The following are a list of quotes from The Year of Magical Thinking by Joan Didion. They are from the edition with ISBN number 1-4000-4314-X. They are listed chronologically and adhere to the Modern Language Association's (MLA) guidelines for quotes to the best of my ability minus the author's last name in the actual parenthetical citation. I have cataloged them under thematic concept and included an introduction sentence to the quote.
Joan Didion's book starts with a quote that is her initial reaction to grief. It is a major foundation point for her writing, and they are repeated at various points in the narrative: "Life changes fast. Life changes in the instant. You sit down to dinner and life as you know it ends. The question of self pity" (3).

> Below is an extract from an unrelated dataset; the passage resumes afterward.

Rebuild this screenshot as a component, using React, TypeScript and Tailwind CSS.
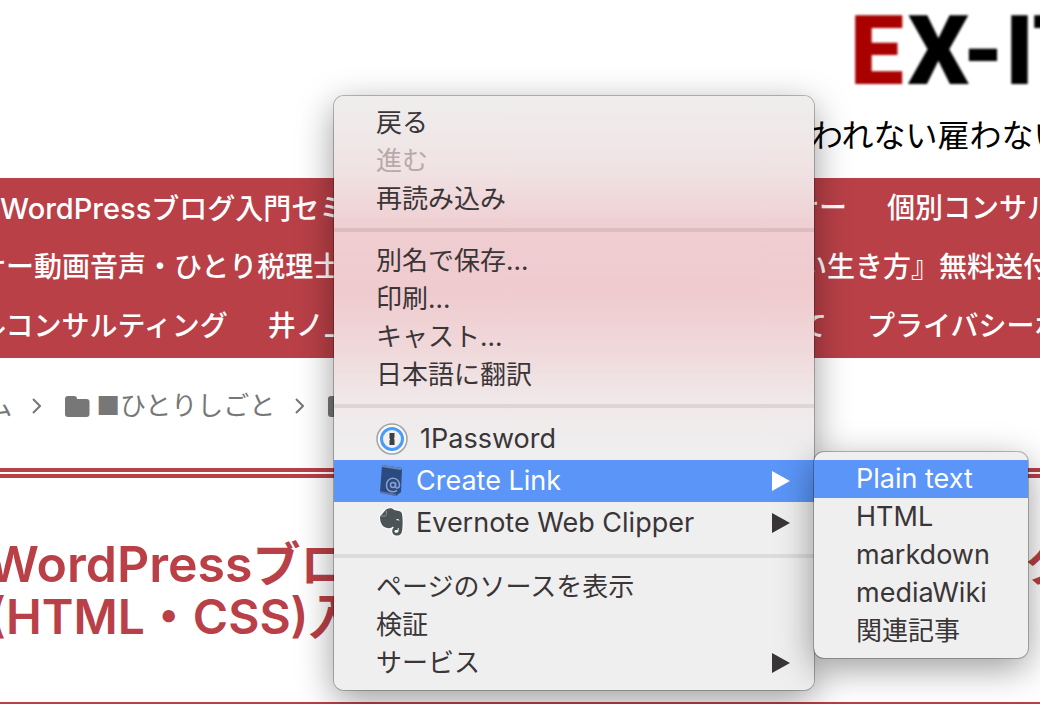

Didion's description of grief mirrors my sentiments of the debilitating emotion: "Grief has no distance. Grief comes in waves of paraoxysms, sudden apprehensions that weaken the knees and blinds the eyes and obliterate the dailiness of life" (27).
Another poignant and important description about how grief knocks down a person's defenses to show them at their most vulnerable state: "People who have recently lost someone have a certain look, recognizable maybe only to those who have seen that look on their own faces. I have noticed it on my face and I notice it now on others. The look is one of extreme vulnerability, nakedness, openess" (74).
The eventual loss of life and the realization that we are all mortal beings is my biggest fear in life: "We are imperfect mortal beings, aware of that mortality even as we push it away, failed by our very comlication, so wired that when we mourn our losses we also mourn, for better or for worse, ourselves. As we were. As we are no longer. As we will one day not be at all" (198).